View Full Version : Turbos And Letting Them Cool
02-19-2012, 02:44 AM
Are you still supposed to give your turbos ample cooling time before shutting down or is that an old school of thought? I had a turbo timer installed in my 300ZX many moons ago and I still sit in my 650 for a few minutes after driving to let them cool before shutting the engine down.
And why is there no turbo whine? I love that sound but i dont hear it on the 650 lol. Dont hate :)
02-19-2012, 06:39 AM
No, bro that was old school.
No cool down period required.
I miss the whistle too. Used to love it going up winding hills in N Cal.
My guess is that the twin scroll brings in air differently than the old turbos.
I'm guessing again that the answer lay in the same manner turbo lag is dealt w more efficiently. Someone smart will chime in to explain. :)
02-19-2012, 06:54 AM
This is new to me - guess I'm showing my age lol. The scientist in me really wants an answer. +1 on hopefully a smart person who has some idea about this - my physics education didn't extend into engine mechanics.
02-20-2012, 02:59 AM
This used to be the logic:
If an engine was revved highly, the turbos would be spinning very fast. If you switch the engine off quickly, the oil pressure drops, and the turbo bearings run without oil forced on the sufaces before the turbos finally come to a halt.
This logic still holds.
I think that the twin-scrolls are more adaptable, and probably slow down much faster.
On the other hand this sounds like a perfect excuse to listen to that great engine for another 30 seconds or so...:D
02-20-2012, 03:43 AM
And I remember seeing my turbos glow red from heat when not letting them spool down sufficiently... Not good! lol (in my Fairlady, not the 6er)
Funny thing is, when you don't want the lag, it is there, but when you need them to lag when shutting down, they don't. Well if the turbos are still spooled when stopped for, say, 10 seconds, why is there still lag? The exhaust should be able to keep the turbine spinning at a pretty high RPM as soon as you hit the gas. Just some food for thought lol.

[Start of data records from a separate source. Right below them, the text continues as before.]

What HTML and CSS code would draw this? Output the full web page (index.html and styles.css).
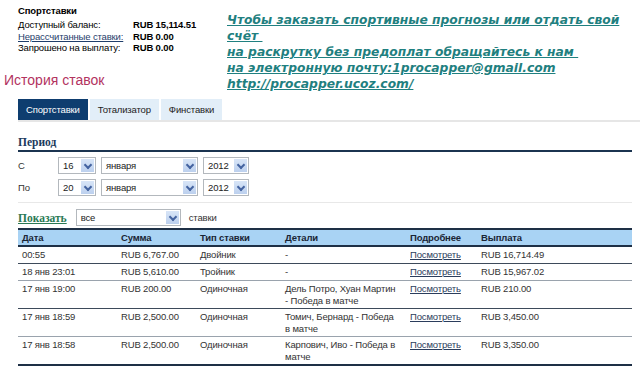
FILE: index.html
```html
<!DOCTYPE html>
<html lang="ru">
<head>
    <meta charset="UTF-8">
    <title>История ставок</title>
    <link rel="stylesheet" href="styles.css">
</head>
<body>
    <div class="top">
        <div class="left">
            <div class="account">
                <div class="account-title">Спортставки</div>
                <div class="balance-row"><span class="label">Доступный баланс:</span><b>RUB 15,114.51</b></div>
                <div class="balance-row"><a href="#" class="label link">Нерассчитанные ставки:</a><b>RUB 0.00</b></div>
                <div class="balance-row"><span class="label">Запрошено на выплату:</span><b>RUB 0.00</b></div>
            </div>
            <h1 class="history">История ставок</h1>
        </div>
        <div class="promo">
            <a href="#">Чтобы заказать спортивные прогнозы или отдать свой счёт&nbsp;<br>
            на раскрутку без предоплат обращайтесь к нам&nbsp;<br>
            на электронную почту:1procapper@gmail.com<br>
            http://procapper.ucoz.com/</a>
        </div>
    </div>

    <div class="tabs">
        <span class="tab active">Спортставки</span>
        <span class="tab">Тотализатор</span>
        <span class="tab">Финставки</span>
    </div>

    <div class="content">
        <div class="period">
            <h2 class="section-title">Период</h2>
            <div class="date-row">
                <span class="date-label">С</span>
                <div class="select day"><span>16</span><i class="arrow"></i></div>
                <div class="select month"><span>января</span><i class="arrow"></i></div>
                <div class="select year"><span>2012</span><i class="arrow"></i></div>
            </div>
            <div class="date-row">
                <span class="date-label">По</span>
                <div class="select day"><span>20</span><i class="arrow"></i></div>
                <div class="select month"><span>января</span><i class="arrow"></i></div>
                <div class="select year"><span>2012</span><i class="arrow"></i></div>
            </div>
        </div>

        <div class="filter">
            <a href="#" class="show-link">Показать</a>
            <div class="select kind"><span>все</span><i class="arrow"></i></div>
            <span>ставки</span>
        </div>

        <table class="bets">
            <colgroup>
                <col style="width: 99px">
                <col style="width: 79px">
                <col style="width: 85px">
                <col style="width: 125px">
                <col style="width: 71px">
                <col>
            </colgroup>
            <thead>
                <tr>
                    <th>Дата</th>
                    <th>Сумма</th>
                    <th>Тип ставки</th>
                    <th>Детали</th>
                    <th>Подробнее</th>
                    <th>Выплата</th>
                </tr>
            </thead>
            <tbody>
                <tr>
                    <td>00:55</td>
                    <td>RUB 6,767.00</td>
                    <td>Двойник</td>
                    <td>-</td>
                    <td><a href="#">Посмотреть</a></td>
                    <td>RUB 16,714.49</td>
                </tr>
                <tr>
                    <td>18 янв 23:01</td>
                    <td>RUB 5,610.00</td>
                    <td>Тройник</td>
                    <td>-</td>
                    <td><a href="#">Посмотреть</a></td>
                    <td>RUB 15,967.02</td>
                </tr>
                <tr class="tall">
                    <td>17 янв 19:00</td>
                    <td>RUB 200.00</td>
                    <td>Одиночная</td>
                    <td>Дель Потро, Хуан Мартин - Победа в матче</td>
                    <td><a href="#">Посмотреть</a></td>
                    <td>RUB 210.00</td>
                </tr>
                <tr class="tall">
                    <td>17 янв 18:59</td>
                    <td>RUB 2,500.00</td>
                    <td>Одиночная</td>
                    <td>Томич, Бернард - Победа в матче</td>
                    <td><a href="#">Посмотреть</a></td>
                    <td>RUB 3,450.00</td>
                </tr>
                <tr class="tall">
                    <td>17 янв 18:58</td>
                    <td>RUB 2,500.00</td>
                    <td>Одиночная</td>
                    <td>Карпович, Иво - Победа в матче</td>
                    <td><a href="#">Посмотреть</a></td>
                    <td>RUB 3,350.00</td>
                </tr>
            </tbody>
        </table>
    </div>
</body>
</html>
```

FILE: styles.css
```css
* {
    margin: 0;
    padding: 0;
    box-sizing: border-box;
}

body {
    background: #fff;
    font-family: 'Liberation Sans', Arial, sans-serif;
    font-size: 9.5px;
    letter-spacing: -0.15px;
    color: #333;
    width: 640px;
    overflow: hidden;
}

a {
    color: #2b3d5c;
}

/* top: account block + promo */
.top {
    display: flex;
    height: 99px;
}

.left {
    width: 227px;
    flex-shrink: 0;
}

.account {
    padding: 5px 0 0 18px;
    color: #000;
}

.account-title {
    font-weight: bold;
    line-height: 12px;
    margin-bottom: 2px;
}

.balance-row {
    display: flex;
    line-height: 11.5px;
}

.balance-row .label {
    width: 115px;
}

.balance-row .link {
    color: #1f3e6b;
}

.history {
    font-size: 14px;
    font-weight: normal;
    letter-spacing: 0;
    color: #b3335f;
    padding: 18px 0 0 4px;
    line-height: 16px;
}

.promo {
    padding-top: 12px;
    font-family: 'DejaVu Sans', Verdana, sans-serif;
    font-size: 12.3px;
    font-style: italic;
    font-weight: bold;
    letter-spacing: 0;
    line-height: 16px;
}

.promo a {
    color: #1f8080;
}

/* tabs */
.tabs {
    display: flex;
    margin-left: 18px;
    border-bottom: 2px solid #e6e6e6;
}

.tab {
    padding: 0 8px;
    height: 21px;
    line-height: 21px;
    background: #e2eef8;
    color: #222;
}

.tab + .tab {
    margin-left: 2px;
}

.tab.active {
    background: #0e3d6f;
    color: #fff;
}

/* period filter */
.content {
    padding: 14px 8px 0 18px;
}

.section-title {
    font-family: 'Liberation Serif', 'Times New Roman', serif;
    font-size: 11.5px;
    font-weight: bold;
    letter-spacing: 0;
    color: #1c3a5c;
    line-height: 12px;
    padding-bottom: 2px;
    border-bottom: 2px solid #1b3450;
}

.date-row {
    display: flex;
    align-items: center;
    gap: 5px;
    margin-top: 5px;
}

.date-row + .date-row {
    margin-top: 5px;
}

.date-label {
    width: 35px;
}

.select {
    display: flex;
    align-items: center;
    justify-content: space-between;
    height: 17px;
    border: 1px solid #b3b8bd;
    background: #fff;
    padding: 0 1px 0 4px;
    color: #222;
}

.select.day { width: 38px; }
.select.month { width: 97px; }
.select.year { width: 46px; }
.select.kind { width: 105px; }

.arrow {
    width: 13px;
    height: 13px;
    background: linear-gradient(#d8e5f7, #bcd0ee);
    position: relative;
}

.arrow::after {
    content: '';
    position: absolute;
    left: 4px;
    top: 3px;
    width: 4px;
    height: 4px;
    border: solid #4463a0;
    border-width: 0 2px 2px 0;
    transform: rotate(45deg);
}

.filter {
    display: flex;
    align-items: center;
    gap: 8px;
    margin-top: 6px;
    padding-top: 6px;
    border-top: 1px solid #e8e8e8;
}

.show-link {
    font-family: 'Liberation Serif', 'Times New Roman', serif;
    font-size: 11.5px;
    font-weight: bold;
    letter-spacing: 0;
    color: #2b7a55;
    margin-right: 1px;
}

/* bets table */
.bets {
    width: 100%;
    margin-top: 2px;
    border-collapse: separate;
    border-spacing: 0;
    table-layout: fixed;
}

.bets th {
    text-align: left;
    font-weight: bold;
    color: #1a2535;
    background: #a9d3f4;
    line-height: 15px;
    padding: 0 4px;
    border-top: 2px solid #1e3046;
    border-bottom: 2px solid #1e3046;
}

.bets td {
    vertical-align: top;
    padding: 2px 4px 2px;
    line-height: 12px;
    border-bottom: 1px solid #3d4a5a;
}

.bets td:nth-child(4) {
    padding-right: 8px;
}

.bets tr.tall td {
    padding-bottom: 1px;
}

.bets tr:nth-child(even) td {
    border-bottom-color: #9aa3ad;
}

.bets tr:last-child td {
    border-bottom: 2px solid #1e3046;
}
```
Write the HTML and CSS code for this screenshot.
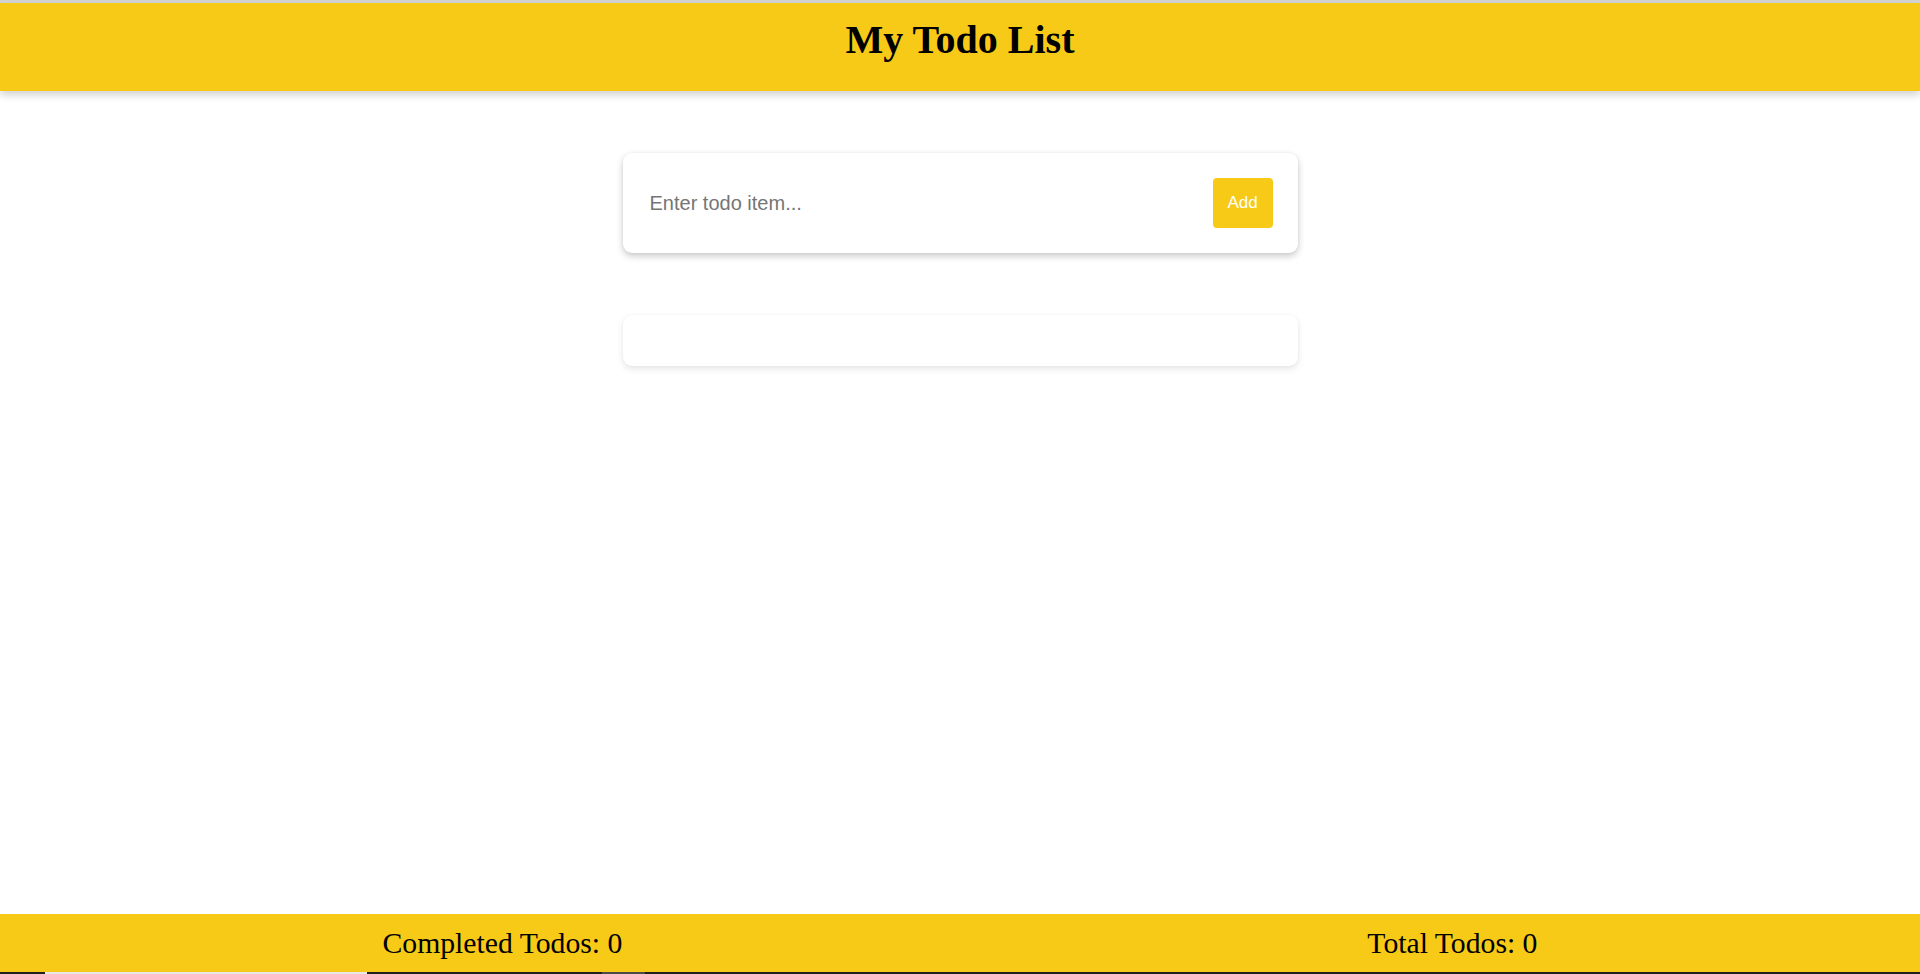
FILE: index.html
```html
<!DOCTYPE html>
<html lang="en">
<head>
<meta charset="utf-8">
<title>My Todo List</title>
<link rel="stylesheet" href="styles.css">
</head>
<body>
<div class="top-strip"></div>
<header class="app-header">
  <h1 class="app-title">My Todo List</h1>
</header>
<main class="app-main">
  <form class="card add-card" onsubmit="return false;">
    <input class="todo-input" type="text" placeholder="Enter todo item...">
    <button class="add-btn" type="submit">Add</button>
  </form>
  <div class="card list-card"></div>
</main>
<footer class="app-footer">
  <p class="stat">Completed Todos: 0</p>
  <p class="stat">Total Todos: 0</p>
</footer>
<div class="bottom-strip">
  <span class="seg seg-light"></span>
  <span class="seg seg-gap1"></span>
  <span class="seg seg-gray"></span>
</div>
</body>
</html>
```

FILE: styles.css
```css
html, body {
  margin: 0;
  padding: 0;
}

body {
  height: 974px;
  display: flex;
  flex-direction: column;
  background: #ffffff;
  font-family: "Liberation Serif", "Times New Roman", serif;
  overflow: hidden;
}

.top-strip {
  height: 3px;
  background: #d4d4d4;
  flex: none;
}

.app-header {
  height: 88px;
  flex: none;
  background: #f7ca18;
  box-shadow: 0 4px 8px rgba(0, 0, 0, 0.18);
  display: flex;
  justify-content: center;
  position: relative;
  z-index: 1;
}

.app-title {
  margin: 0;
  padding-top: 14px;
  font-size: 40px;
  font-weight: bold;
  line-height: 1.15;
  color: #000;
}

.app-main {
  flex: 1;
  display: flex;
  flex-direction: column;
  align-items: center;
  padding-top: 62px;
  gap: 62px;
}

.card {
  box-sizing: border-box;
  width: 675px;
  background: #fff;
  border-radius: 9px;
}

.add-card {
  margin: 0;
  height: 100px;
  padding: 0 25px 0 20px;
  display: flex;
  align-items: center;
  box-shadow: 0 3px 7px rgba(0, 0, 0, 0.22), 0 0 3px rgba(0, 0, 0, 0.04);
}

.todo-input {
  flex: 1;
  border: none;
  outline: none;
  padding: 0 7px;
  font-family: "Liberation Sans", Arial, sans-serif;
  font-size: 20px;
  color: #333;
  background: transparent;
  height: 40px;
}

.todo-input::placeholder {
  color: #757575;
}

.add-btn {
  width: 60px;
  height: 50px;
  border: none;
  border-radius: 4px;
  background: #f7ca18;
  color: #fff;
  font-family: "Liberation Sans", Arial, sans-serif;
  font-size: 17px;
  padding: 0;
  cursor: pointer;
}

.list-card {
  height: 51px;
  box-shadow: 0 3px 7px rgba(0, 0, 0, 0.1), 0 0 3px rgba(0, 0, 0, 0.03);
}

.app-footer {
  height: 58px;
  flex: none;
  box-sizing: border-box;
  background: #f7ca18;
  display: flex;
  justify-content: space-around;
  align-items: flex-start;
  padding: 12px 10px 0;
}

.stat {
  margin: 0;
  font-size: 29.7px;
  line-height: 1.15;
  color: #000;
}

.bottom-strip {
  height: 2px;
  flex: none;
  background: #202020;
  display: flex;
}

.seg {
  display: block;
  height: 2px;
}

.seg-light {
  margin-left: 45px;
  width: 322px;
  background: #e8e8e8;
}

.seg-gap1 {
  width: 235px;
}

.seg-gray {
  width: 43px;
  background: #4a4a4a;
}
```
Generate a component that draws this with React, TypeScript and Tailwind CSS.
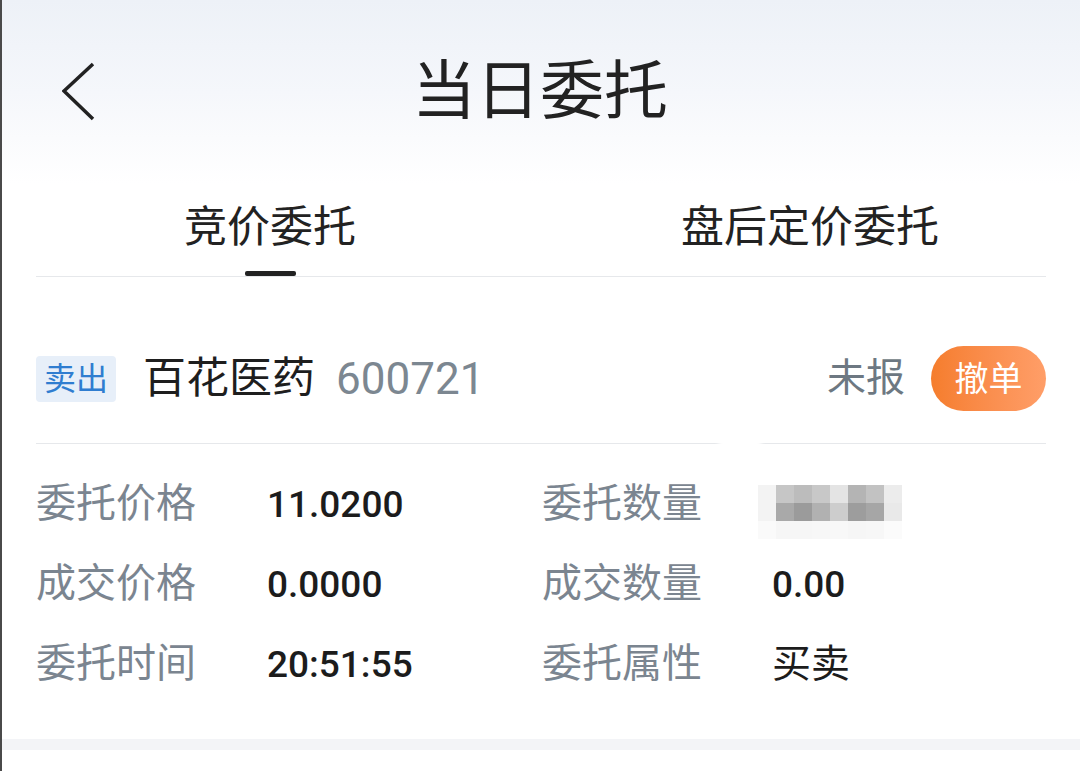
import React from "react";

const font = { fontFamily: 'Roboto, "Noto Sans CJK SC", sans-serif' };

const blocks: string[][] = [
  ["#f3f3f3", "#c6c6c6", "#bcbcbc", "#c8c8c8", "#e4e4e4", "#b4b4b4", "#c2c2c2", "#ececec"],
  ["#f3f3f3", "#a9a9a9", "#9b9b9b", "#b1b1b1", "#cdcdcd", "#9d9d9d", "#a6a6a6", "#e9e9e9"],
  ["#fafafa", "#f6f6f6", "#f6f6f6", "#f7f7f7", "#f8f8f8", "#f6f6f6", "#f7f7f7", "#fbfbfb"],
];

function Label({ children }: { children: React.ReactNode }) {
  return <div className="text-[40px] leading-none text-[#7b8590]">{children}</div>;
}
function Value({ children }: { children: React.ReactNode }) {
  return <div className="text-[37px] leading-none font-medium text-[#1c1c1c]">{children}</div>;
}

export default function App() {
  return (
    <div
      className="relative w-[1080px] h-[771px] bg-white border-l-2 border-[#4a4a4a] overflow-hidden"
      style={font}
    >
      {/* Header */}
      <div className="h-[184px] -ml-[2px] grid grid-cols-[1fr_auto_1fr] items-center bg-gradient-to-b from-[#edf1f7] via-[#f5f7fb] to-white">
        <div className="pl-[62px] flex items-center">
          <svg width="34" height="60" viewBox="0 0 34 60" fill="none">
            <polyline points="31,2 2,29 31,57" stroke="#222" strokeWidth="3.5" strokeLinecap="butt" strokeLinejoin="miter" />
          </svg>
        </div>
        <div className="text-[64px] leading-none text-[#222]">当日委托</div>
        <div />
      </div>

      {/* Tabs */}
      <div className="-ml-[2px] grid grid-cols-2">
        <div className="flex flex-col items-center">
          <div className="pt-[22px] text-[43px] leading-none text-[#222]">竞价委托</div>
          <div className="mt-[22px] h-[5px] w-[51px] rounded-[2px] bg-[#222]" />
        </div>
        <div className="flex flex-col items-center">
          <div className="pt-[22px] text-[43px] leading-none text-[#222]">盘后定价委托</div>
          <div className="mt-[22px] h-[5px] w-[51px]" />
        </div>
      </div>
      <div className="mx-[34px] h-px bg-[#e6e8eb]" />

      {/* Stock row */}
      <div className="px-[34px] pt-[69px] pb-[32px] flex items-center">
        <div className="h-[46px] px-[8px] rounded-[4px] bg-[#e7eff9] flex items-center text-[32px] leading-none text-[#2f7dd0]">
          卖出
        </div>
        <div className="ml-[27px] text-[43px] leading-none text-[#1e1e1e]">百花医药</div>
        <div className="ml-[21px] text-[44px] leading-none text-[#7c8791]">600721</div>
        <div className="flex-1" />
        <div className="text-[39px] leading-none text-[#6d7882]">未报</div>
        <div className="ml-[26px] h-[65px] w-[115px] rounded-full bg-gradient-to-r from-[#f57d2c] to-[#ff9e68] flex items-center justify-center text-[34px] leading-none text-white">
          撤单
        </div>
      </div>
      <div className="mx-[34px] h-px bg-[#e6e8eb]" />

      {/* Details */}
      <div className="px-[34px] pt-[20px] pb-[35px] grid grid-cols-[231px_275px_230px_1fr] auto-rows-[80px] items-center">
        <Label>委托价格</Label>
        <Value>11.0200</Value>
        <Label>委托数量</Label>
        <div className="flex flex-col -ml-[14px] mt-[16px]">
          {blocks.map((row, i) => (
            <div key={i} className="flex">
              {row.map((c, j) => (
                <div key={j} className="w-[18px] h-[18px]" style={{ background: c }} />
              ))}
            </div>
          ))}
        </div>

        <Label>成交价格</Label>
        <Value>0.0000</Value>
        <Label>成交数量</Label>
        <Value>0.00</Value>

        <Label>委托时间</Label>
        <Value>20:51:55</Value>
        <Label>委托属性</Label>
        <div className="text-[39px] leading-none text-[#1c1c1c]">买卖</div>
      </div>

      {/* Bottom band */}
      <div className="-ml-[2px] h-[11px] bg-[#f3f4f7]" />

      {/* blur smear overlay */}
      <div className="absolute left-[716px] top-[438px] w-[44px] h-[14px] rounded-full bg-white blur-[2px]" />
    </div>
  );
}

Still wondering where the turbo whine/whistle went. I'm pretty sure that is the sound of the compressor, like a gas turbine engine in a jet. A turbo and a gas turbine engine are essentially the same basic design (with the exception of the burner cans). That whistle is not present in a turbo prop which is basically a jet engine with a propellor instead of a compressor.
What exactly does twin-scroll mean/do? I know all the components of a turbo and how they work but not sure what twin-scroll is. Maybe I can understand better once I know what twin-scroll is. I guess I should google lol.
Edit- just googled twin scroll. In short, it looks like a dual entry point for exhaust gas to the turbine wheel making it more efficient. I would still like to hear that compressor working lol.